§ Information supplied:
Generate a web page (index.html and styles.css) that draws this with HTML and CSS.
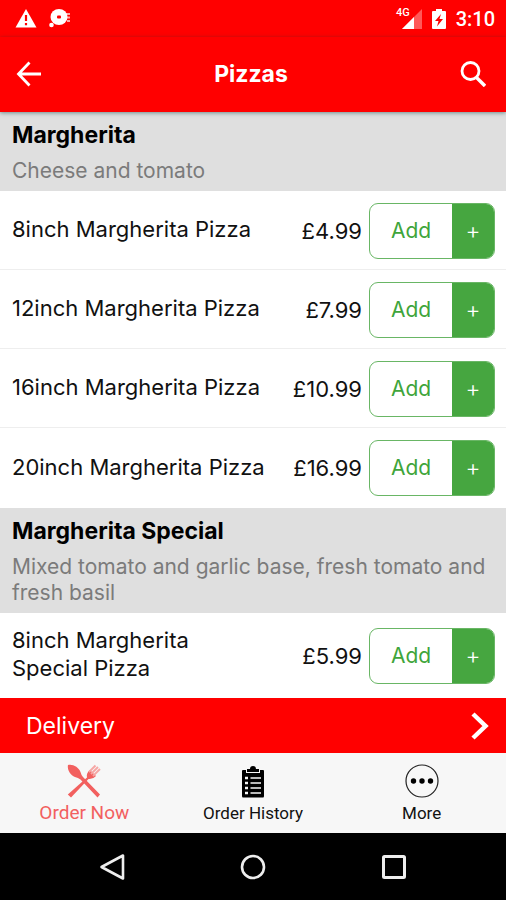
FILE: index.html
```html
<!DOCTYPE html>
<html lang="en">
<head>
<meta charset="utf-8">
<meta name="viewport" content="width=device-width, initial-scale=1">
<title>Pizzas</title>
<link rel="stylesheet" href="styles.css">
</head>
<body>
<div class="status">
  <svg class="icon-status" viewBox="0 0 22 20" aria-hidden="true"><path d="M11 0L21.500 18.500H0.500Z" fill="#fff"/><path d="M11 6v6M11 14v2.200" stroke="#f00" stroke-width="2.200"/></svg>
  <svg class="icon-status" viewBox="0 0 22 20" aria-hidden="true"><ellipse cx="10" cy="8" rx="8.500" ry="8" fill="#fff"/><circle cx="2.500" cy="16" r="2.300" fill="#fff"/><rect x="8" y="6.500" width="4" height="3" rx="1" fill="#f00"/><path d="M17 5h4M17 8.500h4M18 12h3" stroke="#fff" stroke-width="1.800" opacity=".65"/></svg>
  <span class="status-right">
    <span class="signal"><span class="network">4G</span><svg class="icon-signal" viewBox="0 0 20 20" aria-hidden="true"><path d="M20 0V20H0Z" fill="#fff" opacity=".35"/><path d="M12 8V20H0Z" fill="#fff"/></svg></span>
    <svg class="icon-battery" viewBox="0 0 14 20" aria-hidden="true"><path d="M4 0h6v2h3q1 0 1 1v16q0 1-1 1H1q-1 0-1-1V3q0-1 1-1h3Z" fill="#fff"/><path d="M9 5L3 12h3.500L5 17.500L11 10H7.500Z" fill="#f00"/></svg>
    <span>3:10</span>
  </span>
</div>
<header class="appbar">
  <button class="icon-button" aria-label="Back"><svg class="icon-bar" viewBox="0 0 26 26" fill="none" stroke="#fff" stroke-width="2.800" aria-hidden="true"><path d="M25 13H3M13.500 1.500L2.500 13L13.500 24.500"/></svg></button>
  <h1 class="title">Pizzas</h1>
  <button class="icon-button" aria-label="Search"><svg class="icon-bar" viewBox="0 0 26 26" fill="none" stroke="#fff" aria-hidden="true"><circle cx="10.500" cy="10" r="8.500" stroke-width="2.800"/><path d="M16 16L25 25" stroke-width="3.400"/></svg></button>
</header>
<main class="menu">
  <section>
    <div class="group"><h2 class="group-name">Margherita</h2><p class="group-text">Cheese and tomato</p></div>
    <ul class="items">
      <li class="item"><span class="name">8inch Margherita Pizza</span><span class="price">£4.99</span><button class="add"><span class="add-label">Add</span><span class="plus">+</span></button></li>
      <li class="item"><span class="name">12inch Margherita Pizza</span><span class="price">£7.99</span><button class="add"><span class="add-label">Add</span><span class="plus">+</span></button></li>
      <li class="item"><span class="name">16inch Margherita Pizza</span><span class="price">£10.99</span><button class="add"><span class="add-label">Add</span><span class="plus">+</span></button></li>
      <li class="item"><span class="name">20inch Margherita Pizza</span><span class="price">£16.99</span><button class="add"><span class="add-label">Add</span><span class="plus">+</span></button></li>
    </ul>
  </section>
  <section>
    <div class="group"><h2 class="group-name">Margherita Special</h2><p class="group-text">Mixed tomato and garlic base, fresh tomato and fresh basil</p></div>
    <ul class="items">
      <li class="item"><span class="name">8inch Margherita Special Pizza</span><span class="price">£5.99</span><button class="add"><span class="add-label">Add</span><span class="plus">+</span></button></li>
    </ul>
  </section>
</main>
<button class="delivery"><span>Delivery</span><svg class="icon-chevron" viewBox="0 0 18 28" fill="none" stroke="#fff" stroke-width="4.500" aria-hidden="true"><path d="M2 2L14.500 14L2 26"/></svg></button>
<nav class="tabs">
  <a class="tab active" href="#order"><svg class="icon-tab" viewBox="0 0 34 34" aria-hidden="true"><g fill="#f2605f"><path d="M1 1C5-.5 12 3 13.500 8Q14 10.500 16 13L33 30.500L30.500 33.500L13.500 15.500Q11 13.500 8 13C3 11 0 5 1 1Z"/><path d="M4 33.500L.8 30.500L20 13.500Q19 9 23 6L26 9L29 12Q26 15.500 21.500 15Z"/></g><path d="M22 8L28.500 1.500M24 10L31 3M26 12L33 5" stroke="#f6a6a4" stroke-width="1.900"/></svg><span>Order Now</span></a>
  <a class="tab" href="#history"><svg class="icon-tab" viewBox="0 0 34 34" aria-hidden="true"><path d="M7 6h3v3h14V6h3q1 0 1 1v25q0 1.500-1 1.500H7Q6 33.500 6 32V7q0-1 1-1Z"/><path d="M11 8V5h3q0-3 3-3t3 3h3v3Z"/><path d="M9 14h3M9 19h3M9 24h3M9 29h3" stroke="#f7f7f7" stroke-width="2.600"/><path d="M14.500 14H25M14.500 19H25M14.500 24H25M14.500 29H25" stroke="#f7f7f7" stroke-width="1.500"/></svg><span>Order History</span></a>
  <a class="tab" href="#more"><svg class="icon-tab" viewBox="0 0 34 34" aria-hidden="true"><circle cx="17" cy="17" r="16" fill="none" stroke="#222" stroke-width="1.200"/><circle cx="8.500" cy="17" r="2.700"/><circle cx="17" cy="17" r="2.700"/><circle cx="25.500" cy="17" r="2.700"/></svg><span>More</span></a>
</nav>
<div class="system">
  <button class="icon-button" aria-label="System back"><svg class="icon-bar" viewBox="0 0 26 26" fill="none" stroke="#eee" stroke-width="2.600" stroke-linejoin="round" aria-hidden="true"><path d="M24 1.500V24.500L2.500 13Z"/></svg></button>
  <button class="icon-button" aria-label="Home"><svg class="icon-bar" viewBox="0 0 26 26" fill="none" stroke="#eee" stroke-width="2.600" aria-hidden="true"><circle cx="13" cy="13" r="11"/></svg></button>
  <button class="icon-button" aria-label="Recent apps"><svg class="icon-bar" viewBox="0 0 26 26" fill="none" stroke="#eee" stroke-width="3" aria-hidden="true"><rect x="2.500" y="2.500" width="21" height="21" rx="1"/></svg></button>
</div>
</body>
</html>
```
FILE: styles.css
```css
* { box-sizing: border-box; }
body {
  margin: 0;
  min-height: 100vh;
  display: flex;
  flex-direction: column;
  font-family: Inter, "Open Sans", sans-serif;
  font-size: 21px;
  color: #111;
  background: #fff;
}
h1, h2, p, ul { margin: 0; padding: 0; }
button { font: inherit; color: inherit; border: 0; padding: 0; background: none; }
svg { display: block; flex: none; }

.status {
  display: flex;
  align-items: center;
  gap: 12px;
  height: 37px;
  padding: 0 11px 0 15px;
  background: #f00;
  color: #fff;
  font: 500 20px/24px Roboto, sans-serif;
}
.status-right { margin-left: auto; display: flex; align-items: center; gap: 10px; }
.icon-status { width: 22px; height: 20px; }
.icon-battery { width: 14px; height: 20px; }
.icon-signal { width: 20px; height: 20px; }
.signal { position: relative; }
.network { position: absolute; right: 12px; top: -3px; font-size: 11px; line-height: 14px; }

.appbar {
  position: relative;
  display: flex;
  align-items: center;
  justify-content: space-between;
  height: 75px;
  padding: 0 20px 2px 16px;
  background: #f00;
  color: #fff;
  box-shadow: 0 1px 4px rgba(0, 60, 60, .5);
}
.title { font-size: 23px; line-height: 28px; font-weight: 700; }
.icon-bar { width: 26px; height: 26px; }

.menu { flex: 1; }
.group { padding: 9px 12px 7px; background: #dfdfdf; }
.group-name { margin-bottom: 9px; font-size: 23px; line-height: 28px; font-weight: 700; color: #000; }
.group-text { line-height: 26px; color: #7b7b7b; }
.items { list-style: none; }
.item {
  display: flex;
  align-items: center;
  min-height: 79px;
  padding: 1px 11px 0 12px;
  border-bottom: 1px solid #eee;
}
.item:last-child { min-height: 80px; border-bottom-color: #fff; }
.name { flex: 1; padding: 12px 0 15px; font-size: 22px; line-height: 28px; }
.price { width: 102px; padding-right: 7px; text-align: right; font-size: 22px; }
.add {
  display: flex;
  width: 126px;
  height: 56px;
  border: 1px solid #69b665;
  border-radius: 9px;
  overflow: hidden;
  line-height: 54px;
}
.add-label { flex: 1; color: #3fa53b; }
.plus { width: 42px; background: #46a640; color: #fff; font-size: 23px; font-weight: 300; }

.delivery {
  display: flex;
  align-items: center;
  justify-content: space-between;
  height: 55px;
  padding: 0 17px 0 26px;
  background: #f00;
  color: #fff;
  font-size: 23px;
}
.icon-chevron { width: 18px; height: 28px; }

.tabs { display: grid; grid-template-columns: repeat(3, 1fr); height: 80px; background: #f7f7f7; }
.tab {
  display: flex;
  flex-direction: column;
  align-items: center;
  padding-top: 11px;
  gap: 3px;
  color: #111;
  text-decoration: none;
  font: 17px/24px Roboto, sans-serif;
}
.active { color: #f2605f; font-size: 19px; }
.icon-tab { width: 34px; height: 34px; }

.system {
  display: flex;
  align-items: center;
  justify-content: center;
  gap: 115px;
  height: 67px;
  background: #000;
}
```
--
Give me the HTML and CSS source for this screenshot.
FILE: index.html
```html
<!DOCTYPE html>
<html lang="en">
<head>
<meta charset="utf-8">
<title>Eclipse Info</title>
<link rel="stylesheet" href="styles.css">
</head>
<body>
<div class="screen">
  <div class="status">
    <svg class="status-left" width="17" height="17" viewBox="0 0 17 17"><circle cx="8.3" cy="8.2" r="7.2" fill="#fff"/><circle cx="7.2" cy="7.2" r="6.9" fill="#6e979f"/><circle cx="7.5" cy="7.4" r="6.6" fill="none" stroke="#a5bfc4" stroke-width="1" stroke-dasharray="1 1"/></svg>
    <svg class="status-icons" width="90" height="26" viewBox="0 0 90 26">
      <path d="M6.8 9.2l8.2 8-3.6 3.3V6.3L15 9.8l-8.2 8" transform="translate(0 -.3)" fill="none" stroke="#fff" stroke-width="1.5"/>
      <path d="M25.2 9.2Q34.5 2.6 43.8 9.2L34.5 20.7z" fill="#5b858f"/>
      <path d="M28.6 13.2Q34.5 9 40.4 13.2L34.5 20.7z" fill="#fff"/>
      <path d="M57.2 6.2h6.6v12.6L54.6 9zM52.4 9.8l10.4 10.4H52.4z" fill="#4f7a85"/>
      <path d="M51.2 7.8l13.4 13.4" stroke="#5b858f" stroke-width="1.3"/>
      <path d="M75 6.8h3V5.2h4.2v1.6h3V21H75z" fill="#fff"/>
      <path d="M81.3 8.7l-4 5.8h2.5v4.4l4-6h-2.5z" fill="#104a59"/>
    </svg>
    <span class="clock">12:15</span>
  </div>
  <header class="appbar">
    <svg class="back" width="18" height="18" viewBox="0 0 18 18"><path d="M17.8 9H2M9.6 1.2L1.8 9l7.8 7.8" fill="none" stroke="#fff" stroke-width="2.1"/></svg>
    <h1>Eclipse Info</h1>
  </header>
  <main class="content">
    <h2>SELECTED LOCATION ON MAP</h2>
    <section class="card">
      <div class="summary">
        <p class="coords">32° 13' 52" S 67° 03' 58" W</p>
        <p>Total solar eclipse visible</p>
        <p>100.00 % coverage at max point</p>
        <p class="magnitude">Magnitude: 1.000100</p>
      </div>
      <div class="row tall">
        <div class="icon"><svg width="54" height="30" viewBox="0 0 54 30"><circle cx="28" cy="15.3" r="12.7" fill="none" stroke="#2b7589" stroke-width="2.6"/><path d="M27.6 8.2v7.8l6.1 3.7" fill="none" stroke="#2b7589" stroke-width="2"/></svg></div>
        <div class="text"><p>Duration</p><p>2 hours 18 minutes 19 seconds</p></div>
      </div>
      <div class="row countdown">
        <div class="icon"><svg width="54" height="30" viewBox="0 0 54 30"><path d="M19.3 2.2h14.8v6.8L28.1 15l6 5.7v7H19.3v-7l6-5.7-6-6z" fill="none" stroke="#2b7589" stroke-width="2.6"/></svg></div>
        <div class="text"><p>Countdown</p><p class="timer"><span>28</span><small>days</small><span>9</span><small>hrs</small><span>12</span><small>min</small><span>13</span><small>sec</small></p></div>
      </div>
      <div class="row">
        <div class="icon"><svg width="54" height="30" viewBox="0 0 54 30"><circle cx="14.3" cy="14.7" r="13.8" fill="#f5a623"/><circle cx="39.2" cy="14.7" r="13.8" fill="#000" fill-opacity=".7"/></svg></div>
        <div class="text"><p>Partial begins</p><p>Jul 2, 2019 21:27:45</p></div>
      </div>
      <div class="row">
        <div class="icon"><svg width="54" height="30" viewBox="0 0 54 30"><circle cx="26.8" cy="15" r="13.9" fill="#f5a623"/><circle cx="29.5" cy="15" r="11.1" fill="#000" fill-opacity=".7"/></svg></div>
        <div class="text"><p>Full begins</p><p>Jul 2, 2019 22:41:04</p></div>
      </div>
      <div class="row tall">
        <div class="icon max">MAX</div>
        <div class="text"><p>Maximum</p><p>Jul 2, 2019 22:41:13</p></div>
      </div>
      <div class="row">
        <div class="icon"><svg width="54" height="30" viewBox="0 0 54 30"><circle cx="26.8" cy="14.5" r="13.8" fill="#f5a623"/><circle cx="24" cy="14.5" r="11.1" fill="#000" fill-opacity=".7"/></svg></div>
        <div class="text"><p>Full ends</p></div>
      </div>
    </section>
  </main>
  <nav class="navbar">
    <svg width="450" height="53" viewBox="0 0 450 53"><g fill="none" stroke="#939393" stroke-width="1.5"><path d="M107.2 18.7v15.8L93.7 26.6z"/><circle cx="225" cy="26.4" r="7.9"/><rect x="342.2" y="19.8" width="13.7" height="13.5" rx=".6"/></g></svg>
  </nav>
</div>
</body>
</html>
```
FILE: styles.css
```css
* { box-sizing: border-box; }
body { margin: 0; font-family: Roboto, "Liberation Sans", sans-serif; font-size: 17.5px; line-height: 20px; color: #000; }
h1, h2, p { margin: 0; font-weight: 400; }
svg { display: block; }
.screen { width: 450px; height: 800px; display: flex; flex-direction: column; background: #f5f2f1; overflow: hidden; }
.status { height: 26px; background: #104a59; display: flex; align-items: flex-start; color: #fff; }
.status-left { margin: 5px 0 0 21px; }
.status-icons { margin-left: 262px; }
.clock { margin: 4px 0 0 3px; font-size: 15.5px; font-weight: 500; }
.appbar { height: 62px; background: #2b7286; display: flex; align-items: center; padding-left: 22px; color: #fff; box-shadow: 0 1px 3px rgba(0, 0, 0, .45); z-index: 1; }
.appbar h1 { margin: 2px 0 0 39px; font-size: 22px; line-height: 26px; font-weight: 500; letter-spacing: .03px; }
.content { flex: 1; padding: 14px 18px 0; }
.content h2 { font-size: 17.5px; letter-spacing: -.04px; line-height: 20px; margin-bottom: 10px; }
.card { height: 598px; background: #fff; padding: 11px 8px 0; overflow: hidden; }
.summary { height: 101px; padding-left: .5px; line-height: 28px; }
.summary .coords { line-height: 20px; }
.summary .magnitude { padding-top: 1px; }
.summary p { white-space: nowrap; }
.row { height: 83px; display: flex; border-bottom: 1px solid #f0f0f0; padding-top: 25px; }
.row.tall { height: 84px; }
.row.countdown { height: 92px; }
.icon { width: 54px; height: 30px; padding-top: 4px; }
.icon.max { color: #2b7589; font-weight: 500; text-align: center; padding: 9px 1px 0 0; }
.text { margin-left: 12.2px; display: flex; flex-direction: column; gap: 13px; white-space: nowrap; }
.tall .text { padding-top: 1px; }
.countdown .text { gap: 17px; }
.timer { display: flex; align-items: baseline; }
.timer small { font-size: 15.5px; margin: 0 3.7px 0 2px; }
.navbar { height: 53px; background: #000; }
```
---
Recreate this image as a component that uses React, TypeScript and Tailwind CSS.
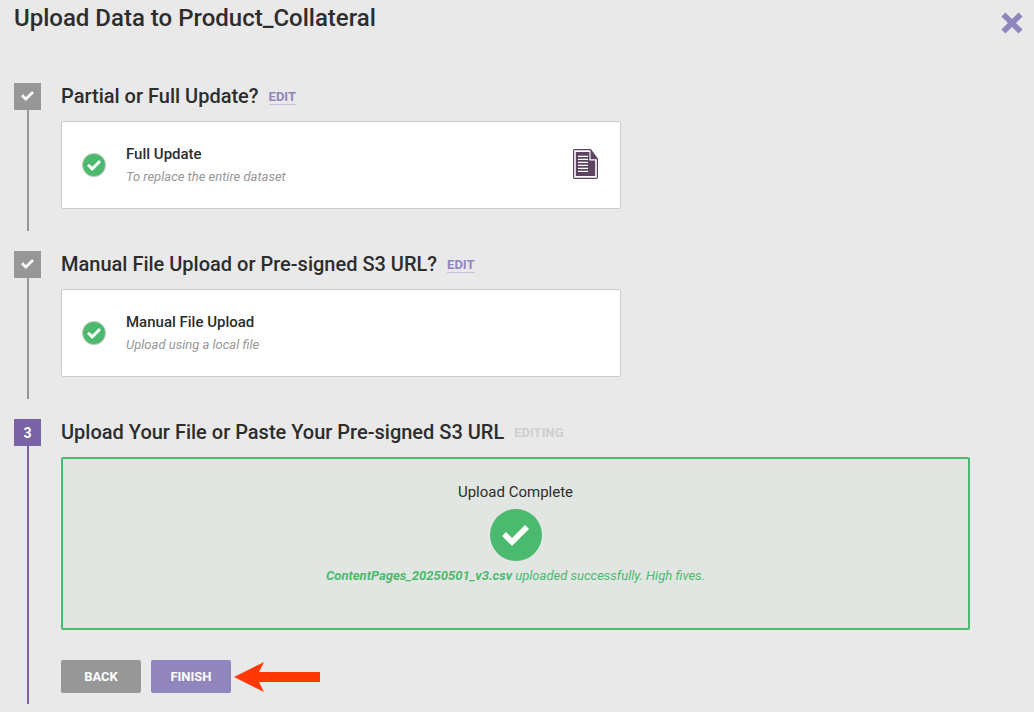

§ Job: Count every line bearing the word "this"; report the total only.

§ Problem solution: 3